Tacked onto the end of the 1992 CD reissue are the four tracks from their 1981 Betrayal, Fear, Anger, Hatred EP. Noticeable here is the guitar on the forefront, especially with hard-rockin' "Try Not To Stutter" and "I'm All Wet". "Approaching Zero" sounds like the precursor to "Living in Détente": lead piano, bubbly lounge jazz, depressing lyrics! "Forget Your Life" is gothy and drone-y and even lower-fi than the lowest-fi parts of the album proper. They did this song better later. If you didn't know that these last four tracks were part of an earlier EP you wouldn't even really tell the difference, the band's growth isn't stark enough yet.

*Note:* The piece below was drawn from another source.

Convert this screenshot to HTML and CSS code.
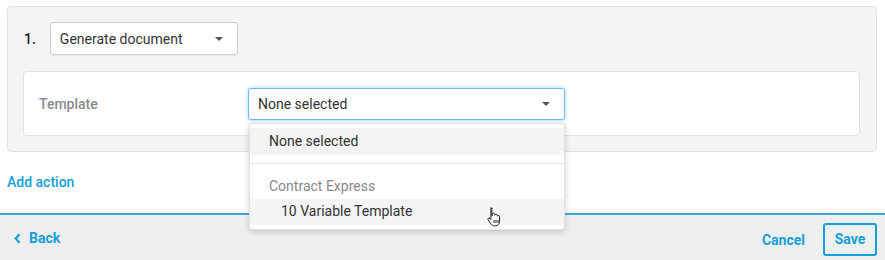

The end product is an atypical offering in the Nomeansno canon. Look to literally everything that they released after Mama for a better experience. Adding Andy Kerr on guitar added a much-needed layer of sound that--good for the Wright brothers for trying something different--ended up making the band way more interesting. Rob's voice gets deeper as time goes on too, which helps tremendously to add texture to his already-charismatic singing. All the talent was already there, it just needed a little more time to thrive. This was my first Nomeansno record, and it didn't scare me away, so all these years later I'd still recommend it to anybody who likes, you know, wimpy-ass art punk. Just listen to some of the other albums first.